This collection isn’t about recognition; it’s about feeling. About stopping. About squinting into layers of teal and ochre and slate until something stirs—a memory of morning mist on a country road, the charge in the air before a storm breaks, that particular quality of light when you wake up on a lazy Saturday with nowhere to be. This series features close-ups of my abstract paintings—paintings which capture what it feels like to fall in love with the most ordinary moments of being alive.
The photographs in this collection do something different but equally necessary—they document the actual skies that inspire these emotional landscapes. Gradient sunsets transitioning from teal to coral. Storm systems gathering on distant horizons. Fog rolling across water at dawn. These are the real atmospheric moments, offering serene backgrounds for meditation, for breath, for the pause we so desperately need in this busy world. But while the photographs freeze specific moments, the paintings go deeper—scratched marks and weathered surfaces showing layers upon layers of color and memory and emotion, red accents punctuating like lightning or questions, horizontal sweeps suggesting horizons where sky meets earth meets everything we can’t quite articulate but somehow recognize.

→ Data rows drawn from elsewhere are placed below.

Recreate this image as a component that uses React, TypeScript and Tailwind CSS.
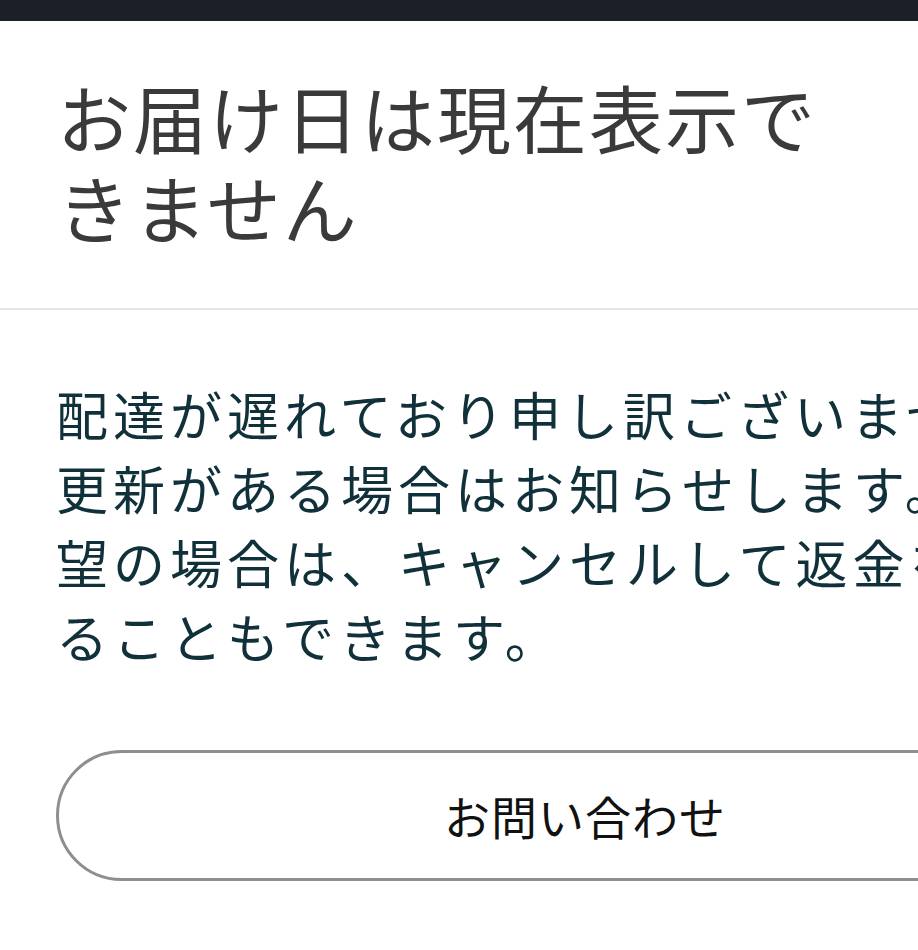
import React from 'react';

const bodyLines = [
  '配達が遅れており申し訳ございません。',
  '更新がある場合はお知らせします。ご希',
  '望の場合は、キャンセルして返金を受け取',
  'ることもできます。',
];

export default function App() {
  return (
    <div
      className="h-[950px] w-full overflow-hidden bg-white"
      style={{ fontFamily: '"Noto Sans CJK JP", "Noto Sans", sans-serif' }}
    >
      <div className="w-[1170px]">
        {/* status strip */}
        <div className="h-[21px] bg-[#1b1f28]" />

        {/* header */}
        <div className="px-[57px] pt-[50px] pb-[57px]">
          <h1 className="w-[800px] text-[74px] leading-[90px] tracking-[2px] font-normal text-[#3a3a3a]">
            お届け日は現在表示できません
          </h1>
        </div>

        <div className="h-[2px] bg-[#e6e6e6]" />

        {/* message */}
        <div className="px-[56px] pt-[67px]">
          <p className="text-[52px] leading-[74px] tracking-[5px] text-[#10303a] whitespace-nowrap">
            {bodyLines.map((line, i) => (
              <React.Fragment key={i}>
                {line}
                {i < bodyLines.length - 1 && <br />}
              </React.Fragment>
            ))}
          </p>

          <button className="mt-[77px] flex h-[131px] w-full items-center justify-center rounded-full border-[3px] border-[#8e8e8e] bg-white text-[46px] tracking-[1px] text-[#111111]">
            お問い合わせ
          </button>
        </div>
      </div>
    </div>
  );
}
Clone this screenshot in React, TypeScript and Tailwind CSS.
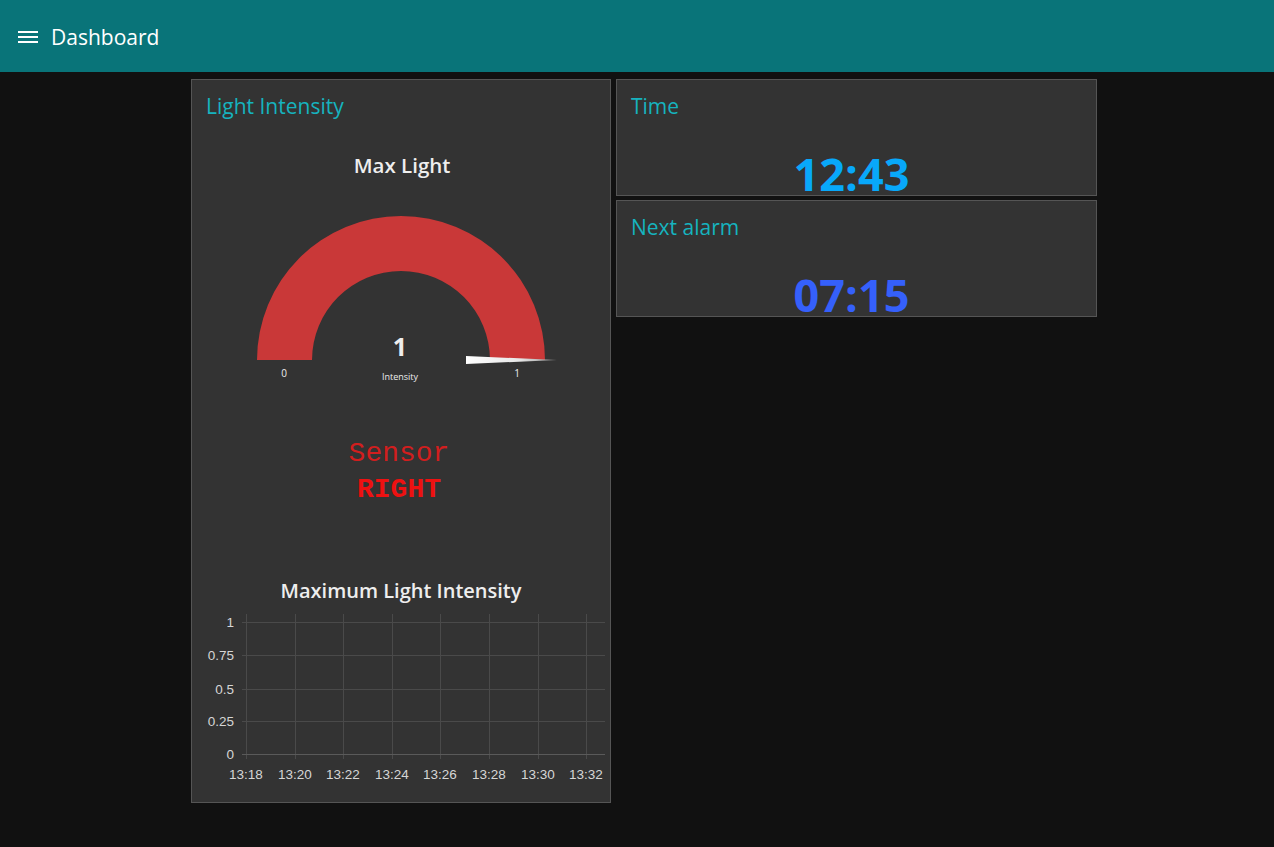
import React from "react";

const font = { fontFamily: '"Open Sans", "Noto Sans", sans-serif' };

function Gauge() {
  const cx = 209;
  const cy = 181;
  const ro = 144;
  const ri = 89;
  const d = `M ${cx - ro} ${cy} A ${ro} ${ro} 0 0 1 ${cx + ro} ${cy} L ${cx + ri} ${cy} A ${ri} ${ri} 0 0 0 ${cx - ri} ${cy} Z`;
  return (
    <svg width="418" height="221" viewBox="0 0 418 221" className="block">
      <defs>
        <linearGradient id="needle" x1="0" x2="1" y1="0" y2="0">
          <stop offset="0" stopColor="#ffffff" />
          <stop offset="0.6" stopColor="#e6e6e6" />
          <stop offset="1" stopColor="#8a8a8a" />
        </linearGradient>
      </defs>
      <path d={d} fill="#c93838" />
      <polygon points="274,177 365,181 274,185" fill="url(#needle)" />
      <text x="92" y="198" fill="#eeeeee" fontSize="10" textAnchor="middle" style={font}>0</text>
      <text x="325" y="198" fill="#eeeeee" fontSize="10" textAnchor="middle" style={font}>1</text>
      <text x="208" y="177" fill="#eeeeee" fontSize="25" fontWeight="700" textAnchor="middle" style={font}>1</text>
      <text x="208" y="201" fill="#eeeeee" fontSize="9" textAnchor="middle" style={font}>Intensity</text>
    </svg>
  );
}

function Chart() {
  const xs = [54, 103, 151, 200, 248, 297, 346, 394];
  const xl = ["13:18", "13:20", "13:22", "13:24", "13:26", "13:28", "13:30", "13:32"];
  const ys = [17, 50, 84, 116, 149];
  const yl = ["1", "0.75", "0.5", "0.25", "0"];
  const lf = { fontFamily: '"Liberation Sans", Arial, sans-serif' };
  return (
    <svg width="418" height="195" viewBox="0 0 418 195" className="block">
      {xs.map((x) => (
        <line key={x} x1={x + 0.5} x2={x + 0.5} y1="9" y2="154" stroke="#4a4a4a" strokeWidth="1" />
      ))}
      {ys.map((y, i) => (
        <g key={y}>
          <line x1="50" x2="413" y1={y + 0.5} y2={y + 0.5} stroke={i === 4 ? "#5a5a5a" : "#4a4a4a"} strokeWidth="1" />
          <text x="42" y={y + 5} fill="#d6d6d6" fontSize="13.5" textAnchor="end" style={lf}>{yl[i]}</text>
        </g>
      ))}
      {xs.map((x, i) => (
        <text key={xl[i]} x={x} y="174" fill="#d6d6d6" fontSize="13.5" textAnchor="middle" style={lf}>{xl[i]}</text>
      ))}
    </svg>
  );
}

function ValueCard({ title, value, color }: { title: string; value: string; color: string }) {
  return (
    <div className="h-[117px] overflow-hidden border border-[#555555] bg-[#333333]">
      <div className="pl-[14px] pt-[12px] text-[21px] leading-[28px] text-[#16b3bf]">{title}</div>
      <div
        className="mt-[31px] text-center text-[45px] font-bold leading-[45px] pr-[10px]"
        style={{ color }}
      >
        {value}
      </div>
    </div>
  );
}

export default function App() {
  return (
    <div className="min-h-[847px] w-full bg-[#111111]" style={font}>
      <header className="flex h-[72px] items-center bg-[#097479] pl-[18px] text-white">
        <div className="flex w-[20px] flex-col gap-[3px] mt-[2px]">
          <span className="block h-[2px] w-[20px] bg-white" />
          <span className="block h-[2px] w-[20px] bg-white" />
          <span className="block h-[2px] w-[20px] bg-white" />
        </div>
        <span className="ml-[13px] text-[21px] leading-[28px] mt-[2px]">Dashboard</span>
      </header>
      <main className="flex items-start gap-[5px] pl-[191px] pt-[7px]">
        <section className="h-[724px] w-[420px] overflow-hidden border border-[#555555] bg-[#333333]">
          <div className="pl-[14px] pt-[12px] text-[21px] leading-[28px] text-[#16b3bf]">Light Intensity</div>
          <div className="mt-[31px] text-center text-[20.5px] font-semibold leading-[28px] text-[#eeeeee] pl-[2px]">Max Light</div>
          <Gauge />
          <div className="mt-[36px] text-center pr-[4px]" style={{ fontFamily: '"Liberation Mono", "Courier New", monospace' }}>
            <div className="text-[28px] leading-[36px] text-[#d21e1e]">Sensor</div>
            <div className="text-[28px] font-bold leading-[36px] text-[#ee1111]">RIGHT</div>
          </div>
          <div className="mt-[69px] text-center text-[20px] font-semibold leading-[28px] text-[#eeeeee]">Maximum Light Intensity</div>
          <Chart />
        </section>
        <div className="flex w-[481px] flex-col gap-[4px]">
          <ValueCard title="Time" value="12:43" color="#08a8fa" />
          <ValueCard title="Next alarm" value="07:15" color="#3560fb" />
        </div>
      </main>
    </div>
  );
}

So here’s the invitation: Get lost. Don’t try to figure out what each painting “is”—instead, let yourself feel into it. See it with fresh eyes tomorrow and discover something new. Notice how the colors shift depending on the light, your mood, the season. Because buried in that layered, complex surface are pieces of my life—experiences and song lyrics and movie quotes and the feeling of wet grass after summer rain—poured onto canvas in hopes that you’ll recognize something of yourself there too. And in that moment of recognition, we connect. This collection—painted and photographed, abstract and real, emotional and documentary—asks you to stop, breathe, look up, and remember that the most meaningful moments aren’t the milestone events but the quiet ones: light breaking through morning mist, the way atmosphere holds its breath before a storm, the extraordinary beauty hiding in the ordinary if we’re present enough to see it.